Madhya Pradesh High Court
Commissioner Of Income-Tax vs Smt. Nanhibai Jaiswal on 16 October, 1987
Author: N.D. Ojha
Bench: N.D. Ojha
JUDGMENT N.D. Ojha, C.J.
1. Against an order of assessment passed by the Income-tax Officer with regard to the assessment year 1976-77, an appeal was preferred by the assessee before the Commissioner of Income-tax (Appeals). An application was also presented on behalf of the assessee for exemption from the provisions of Section 249(4) of the Income-tax Act, 1961 (hereinafter referred to as " the Act "). This application was made under the proviso to Section 249(4) of the Act which contemplates that on an application made by the appellant, the appellate authority may, for any good and sufficient reason to be recorded in writing, exempt it from the operation of the provisions of Sub-section (4).
2. The exemption was sought by the assessee with regard to the payment of the tax due on the income returned by him which was the condition precedent for admission of an appeal in view of Clause (a) of Sub-section (4) of Section 249 of the Act. The application for exemption, however, was not granted by the Commissioner of Income-tax and an order was passed on July 13, 1979, saying that the appeal was not admitted and was dismissed in limine. Against this order, an appeal was preferred by the assessee before the Income-tax Appellate Tribunal under Section 253 of the Act. This appeal was allowed by the Tribunal and the matter was remanded to the Commissioner of Income-tax to dispose of the appeal filed by the assessee afresh in the manner indicated by the Tribunal in its order. Thereafter, an application was made by the Commissioner of Income-tax before the Tribunal under Section 256(1) of the Act to refer the following two questions to this court for its opinion :
" 1. Whether, on the facts and in the circumstances of the case, the Tribunal was correct in law in entertaining the appeal filed against the order of the Commissioner of Income-tax (Appeals) refusing to exempt the assessee from the operation of the provisions of Sub-section (4) of Section 249 of the Income-tax Act?

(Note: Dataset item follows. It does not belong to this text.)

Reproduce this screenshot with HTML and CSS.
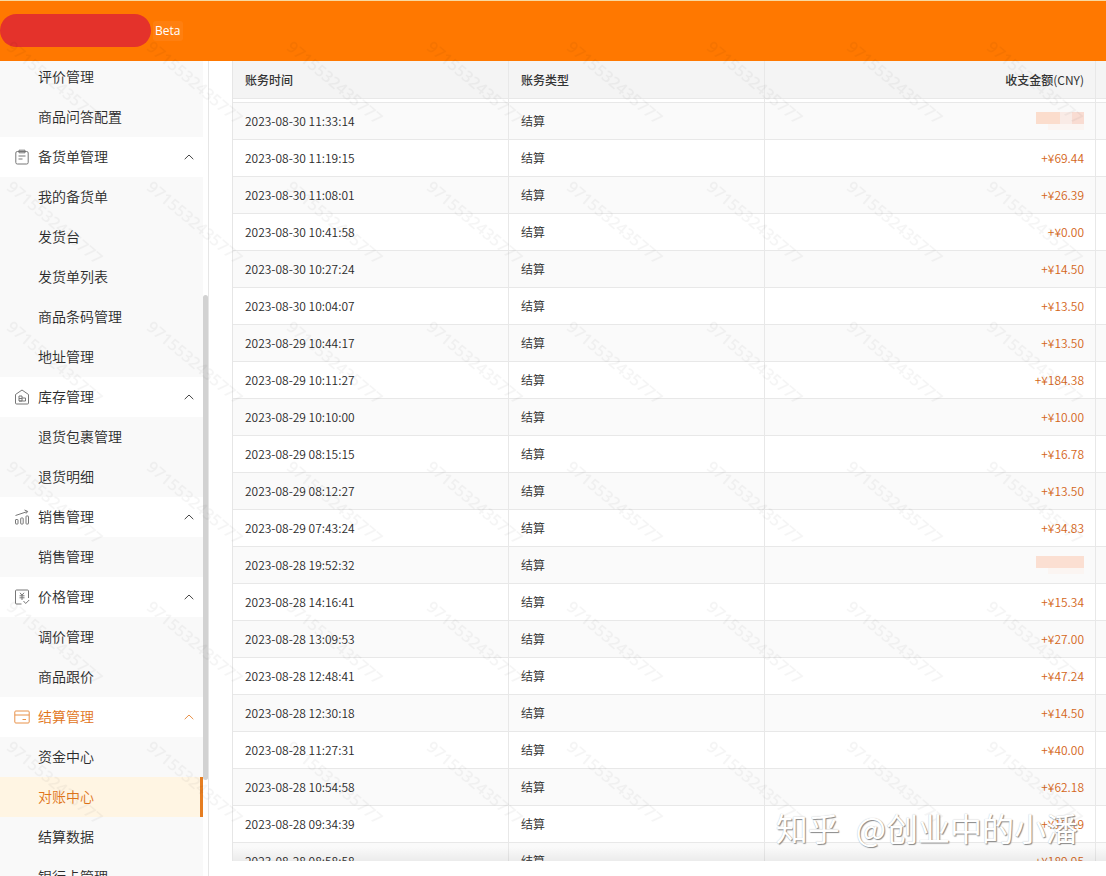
FILE: index.html
```html
<!DOCTYPE html>
<html lang="zh-CN">
<head>
<meta charset="utf-8">
<title>对账中心</title>
<link rel="stylesheet" href="styles.css">
</head>
<body>
<div class="app">
  <header class="topbar">
    <span class="brand"></span>
    <span class="beta">Beta</span>
  </header>
  <div class="body">
    <aside class="sidebar">
      <nav class="menu">
        <a class="item" href="#">评价管理</a>
        <a class="item" href="#">商品问答配置</a>
        <button class="group" type="button">
          <svg class="icon" viewBox="0 0 16 16"><rect x="1.8" y="2.5" width="12.4" height="12.5" rx="1.5"/><path d="M5 1.2h6v2.6H5zM4.500 7h7M4.500 10h4"/></svg>
          <span class="label">备货单管理</span>
          <svg class="caret" viewBox="0 0 10 6"><path d="M.7 5.2L5 1l4.300 4.200"/></svg>
        </button>
        <a class="item" href="#">我的备货单</a>
        <a class="item" href="#">发货台</a>
        <a class="item" href="#">发货单列表</a>
        <a class="item" href="#">商品条码管理</a>
        <a class="item" href="#">地址管理</a>
        <button class="group" type="button">
          <svg class="icon" viewBox="0 0 16 16"><path d="M1.500 5.500L8 1l6.500 4.500V14a1 1 0 0 1-1 1h-11a1 1 0 0 1-1-1zM5 7h3v5H5zM8 9h3.500v3H5M5 9.500h3"/></svg>
          <span class="label">库存管理</span>
          <svg class="caret" viewBox="0 0 10 6"><path d="M.7 5.2L5 1l4.300 4.200"/></svg>
        </button>
        <a class="item" href="#">退货包裹管理</a>
        <a class="item" href="#">退货明细</a>
        <button class="group" type="button">
          <svg class="icon" viewBox="0 0 16 16"><rect x="1.500" y="10.500" width="2.500" height="4.500" rx=".5"/><rect x="6.700" y="9" width="2.500" height="6" rx=".5"/><rect x="12" y="7" width="2.500" height="8" rx=".5"/><path d="M1.500 6.500l12-4M10.500 1l3.200 1.400-1.700 2.200"/></svg>
          <span class="label">销售管理</span>
          <svg class="caret" viewBox="0 0 10 6"><path d="M.7 5.2L5 1l4.300 4.200"/></svg>
        </button>
        <a class="item" href="#">销售管理</a>
        <button class="group" type="button">
          <svg class="icon" viewBox="0 0 16 16"><path d="M7.500 15H2.500a1 1 0 0 1-1-1V2a1 1 0 0 1 1-1h11a1 1 0 0 1 1 1v7M9.500 12l2.200 2.500 3.500-3.500M6 3.800l2 2.400 2-2.400M5.500 6.800h5M5.500 8.800h5M8 6.200V11"/></svg>
          <span class="label">价格管理</span>
          <svg class="caret" viewBox="0 0 10 6"><path d="M.7 5.2L5 1l4.300 4.200"/></svg>
        </button>
        <a class="item" href="#">调价管理</a>
        <a class="item" href="#">商品跟价</a>
        <button class="group current" type="button">
          <svg class="icon" viewBox="0 0 16 16"><rect x=".8" y="2" width="14.400" height="12" rx="1"/><path d="M.8 6h14.400M8.500 10.500H12"/></svg>
          <span class="label">结算管理</span>
          <svg class="caret" viewBox="0 0 10 6"><path d="M.7 5.2L5 1l4.300 4.200"/></svg>
        </button>
        <a class="item" href="#">资金中心</a>
        <a class="item active" href="#">对账中心</a>
        <a class="item" href="#">结算数据</a>
        <a class="item" href="#">银行卡管理</a>
      </nav>
      <span class="thumb"></span>
    </aside>
    <main class="content">
      <div class="tablebox">
        <table class="ledger">
          <colgroup><col class="c-time"><col class="c-type"><col><col class="c-more"></colgroup>
          <thead>
            <tr><th>账务时间</th><th>账务类型</th><th class="amount">收支金额<span class="unit">(CNY)</span></th><th></th></tr>
          </thead>
          <tbody>
            <tr class="gap"><td></td><td></td><td></td><td></td></tr>
            <tr><td>2023-08-30 11:33:14</td><td>结算</td><td class="amount"><span class="mask split"></span></td><td></td></tr>
            <tr><td>2023-08-30 11:19:15</td><td>结算</td><td class="amount">+¥69.44</td><td></td></tr>
            <tr><td>2023-08-30 11:08:01</td><td>结算</td><td class="amount">+¥26.39</td><td></td></tr>
            <tr><td>2023-08-30 10:41:58</td><td>结算</td><td class="amount">+¥0.00</td><td></td></tr>
            <tr><td>2023-08-30 10:27:24</td><td>结算</td><td class="amount">+¥14.50</td><td></td></tr>
            <tr><td>2023-08-30 10:04:07</td><td>结算</td><td class="amount">+¥13.50</td><td></td></tr>
            <tr><td>2023-08-29 10:44:17</td><td>结算</td><td class="amount">+¥13.50</td><td></td></tr>
            <tr><td>2023-08-29 10:11:27</td><td>结算</td><td class="amount">+¥184.38</td><td></td></tr>
            <tr><td>2023-08-29 10:10:00</td><td>结算</td><td class="amount">+¥10.00</td><td></td></tr>
            <tr><td>2023-08-29 08:15:15</td><td>结算</td><td class="amount">+¥16.78</td><td></td></tr>
            <tr><td>2023-08-29 08:12:27</td><td>结算</td><td class="amount">+¥13.50</td><td></td></tr>
            <tr><td>2023-08-29 07:43:24</td><td>结算</td><td class="amount">+¥34.83</td><td></td></tr>
            <tr><td>2023-08-28 19:52:32</td><td>结算</td><td class="amount"><span class="mask"></span></td><td></td></tr>
            <tr><td>2023-08-28 14:16:41</td><td>结算</td><td class="amount">+¥15.34</td><td></td></tr>
            <tr><td>2023-08-28 13:09:53</td><td>结算</td><td class="amount">+¥27.00</td><td></td></tr>
            <tr><td>2023-08-28 12:48:41</td><td>结算</td><td class="amount">+¥47.24</td><td></td></tr>
            <tr><td>2023-08-28 12:30:18</td><td>结算</td><td class="amount">+¥14.50</td><td></td></tr>
            <tr><td>2023-08-28 11:27:31</td><td>结算</td><td class="amount">+¥40.00</td><td></td></tr>
            <tr><td>2023-08-28 10:54:58</td><td>结算</td><td class="amount">+¥62.18</td><td></td></tr>
            <tr><td>2023-08-28 09:34:39</td><td>结算</td><td class="amount">+¥15.19</td><td></td></tr>
            <tr><td>2023-08-28 08:58:58</td><td>结算</td><td class="amount">+¥189.95</td><td></td></tr>
          </tbody>
        </table>
      </div>
    </main>
  </div>
  <svg class="watermark" aria-hidden="true">
    <defs>
      <pattern id="wm" y="28" width="140" height="140" patternUnits="userSpaceOnUse">
        <text class="wm-text" transform="translate(5 15) rotate(40)" x="4" y="4">9715532435777</text>
      </pattern>
    </defs>
    <rect width="100%" height="100%" fill="url(#wm)"/>
  </svg>
  <div class="credit"><span>知乎</span><span>@创业中的小潘</span></div>
</div>
</body>
</html>
```
FILE: styles.css
```css
* { box-sizing: border-box; }
body {
  margin: 0;
  background: #fff;
  color: #333;
  font: 350 12px/20px "Noto Sans CJK SC", sans-serif;
}
.app {
  position: relative;
  display: flex;
  flex-direction: column;
  height: 100vh;
  overflow: hidden;
}
.topbar {
  display: flex;
  flex: none;
  align-items: center;
  gap: 2px;
  height: 61px;
  padding-bottom: 1px;
  background: #ff7800;
  border-top: 1px solid #f8d9a0;
}
.brand {
  width: 151px;
  height: 33px;
  border-radius: 17px;
  background: #e4322b;
}
.beta {
  padding: 0 3px 0 2px;
  border-radius: 3px;
  background: rgba(255, 255, 255, .06);
  color: #fff;
  font-family: "Open Sans", sans-serif;
  font-weight: 400;
}
.body {
  display: flex;
  flex: 1;
  min-height: 0;
}
.sidebar {
  position: relative;
  flex: none;
  width: 209px;
  overflow: hidden;
  border-right: 1px solid #e6e6e6;
}
.menu {
  display: flex;
  flex-direction: column;
  width: 203px;
  margin-top: -4px;
  font-size: 14px;
}
.item, .group {
  display: flex;
  flex: none;
  align-items: center;
  height: 40px;
  padding: 0 9px 2px 38px;
  color: #2b2b2b;
  text-decoration: none;
}
.item { background: #f9f9f9; }
.group {
  gap: 8px;
  padding: 0 9px 0 14px;
  border: 0;
  background: #fff;
  font: inherit;
  text-align: left;
}
.label { flex: 1; padding-bottom: 2px; }
.current, .item.active { color: #e1751a; }
.item.active {
  background: #fff5e3;
  border-right: 3px solid #e67e22;
}
.icon, .caret {
  fill: none;
  stroke: #777;
  stroke-width: 1;
}
.icon { width: 16px; height: 16px; }
.caret { width: 10px; height: 6px; stroke: #444; }
.current .icon, .current .caret { stroke: #e8924a; }
.thumb {
  position: absolute;
  right: 0;
  top: 234px;
  width: 5px;
  height: 485px;
  border-radius: 3px;
  background: #d2d2d2;
}
.content {
  flex: 1;
  min-width: 0;
  padding: 0 0 15px 23px;
}
.tablebox {
  position: relative;
  height: 100%;
  overflow: hidden;
  border-left: 1px solid #e6e6e6;
}
.tablebox::after {
  content: "";
  position: absolute;
  inset: auto 0 0;
  height: 14px;
  background: linear-gradient(rgba(0, 0, 0, 0), rgba(0, 0, 0, .06));
}
.ledger {
  width: 100%;
  table-layout: fixed;
  border-collapse: separate;
  border-spacing: 0;
}
.c-time { width: 276px; }
.c-type { width: 256px; }
.c-more { width: 10px; }
.ledger th, .ledger td {
  height: 37px;
  padding: 0 12px;
  border-right: 1px solid #e8e8e8;
  border-bottom: 1px solid #e8e8e8;
  text-align: left;
}
.ledger td { color: #2b2b2b; }
.ledger th {
  height: 38px;
  background: #f4f4f4;
  font-weight: 500;
}
.ledger th:last-child, .ledger td:last-child { padding: 0; border-right: 0; }
.unit { font-weight: 400; }
.ledger tbody tr:nth-child(even) { background: #fafafa; }
.ledger .gap td { height: 4px; padding: 0; }
.ledger .amount { padding-right: 11px; text-align: right; }
.ledger td.amount { color: #d4661a; }
.mask {
  display: block;
  width: 48px;
  height: 18px;
  margin-left: auto;
  background:
    linear-gradient(#fbdfd2, #fbdfd2) 0 0 / 48px 12px no-repeat,
    linear-gradient(#fbf5f2, #fbf5f2) 12px 12px / 36px 6px no-repeat;
}
.mask.split {
  background:
    linear-gradient(90deg, #fbddcd 24px, #f9ebe6 24px, #f9ebe6 36px, #f9dcd2 36px) 0 0 / 48px 12px no-repeat,
    linear-gradient(#fbf5f2, #fbf5f2) 12px 12px / 36px 6px no-repeat;
}
.watermark {
  position: absolute;
  inset: 0;
  width: 100%;
  height: 100%;
  pointer-events: none;
}
.wm-text {
  fill: rgba(0, 0, 0, .04);
  font: 600 16px "Open Sans", sans-serif;
}
.credit {
  position: absolute;
  right: 28px;
  bottom: 27px;
  display: flex;
  gap: 16px;
  color: #fff;
  font-size: 32px;
  font-weight: 400;
  line-height: 44px;
  white-space: nowrap;
  text-shadow: 1px 1px 1px #888, 0 0 1px #bbb;
}
```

2. Whether, on the facts and in the circumstances of the case, the Tribunal was justified in exempting the assessee from the operation of the provisions of Section 249(4) of the Income-tax Act ? "
3. On the said application being dismissed, the present application has been made by the Commissioner of Income-tax with a prayer that the Tribunal may be directed to draw up a statement of the case and refer to this court for its opinion the aforesaid two questions.
4. Having heard learned counsel for the parties, we are of the opinion that there is no substance in this application.
5. As regards the first question, it has been urged by learned counsel for the Department that since the order passed by the Commissioner of Income-tax (Appeals) was not an order under Section 250 of the Act but an order under Sub-section (4) of Section 249 of the Act and an appeal before the Tribunal was maintainable only against an order under Section 250 and not against an order under Section 249(4), the appeal which was entertained and allowed by the Tribunal was not maintainable. We find no substance in the submission in view of the decision of the Supreme Court in Melaram and Sons v. CIT [1956] 29 ITR 607. In that case, the Appellate Assistant Commissioner had declined to admit an appeal under Section 30(2) of the Indian Income-tax Act, 1922, on the ground that it was barred by time and no sufficient cause had been made out for condonation of delay. It was held by the Supreme Court that an order holding that there was no sufficient cause for condoning the delay under Section 30(2) of the Indian Income-tax Act, 1922, and rejecting the appeal as time-barred, was an order passed under Section 31 of that Act and an appeal lay from that order to the Appellate Tribunal. In our opinion, the principle laid down by the Supreme Court in the case of Melaram [1956] 29 ITR 607 applies with equal force to the facts of the instant case also, the only difference being that in the case of Melaram [1956] 29 ITR 607 (SC), the appeal had not been admitted on the ground that it was barred by time, whereas in the instant case, the appeal was not admitted on the ground that the amount of tax, as contemplated by Clause (a) and Section 249(4) of the Act, had not been paid. On the principle laid down by the Supreme Court in the case of Melaram [1956] 29 ITR 607, the order passed by the Commissioner of Income-tax (Appeals) in the instant case would, therefore, be an order disposing of the appeal under Section 250 of the Act and, consequently, the appeal preferred by the assessee before the Tribunal was maintainable.
6. In so far as the second question is concerned, suffice it to point out that once it has been found that the appeal before the Tribunal was maintainable, no exception can be taken to the proposition of law that keeping in view the scope of an appeal before the Tribunal, it was open to the Tribunal not only to reverse the order passed by the Commissioner of Income-tax (Appeals) but also to exercise such jurisdiction as would be exercised by the Commissioner of Income-tax under the proviso to Sub-section (4) of Section 249 of the Act.
7. It is for these reasons that we are of the opinion that there is no merit in this application which is accordingly dismissed. In the circumstances of the case, there shall be no order as to costs.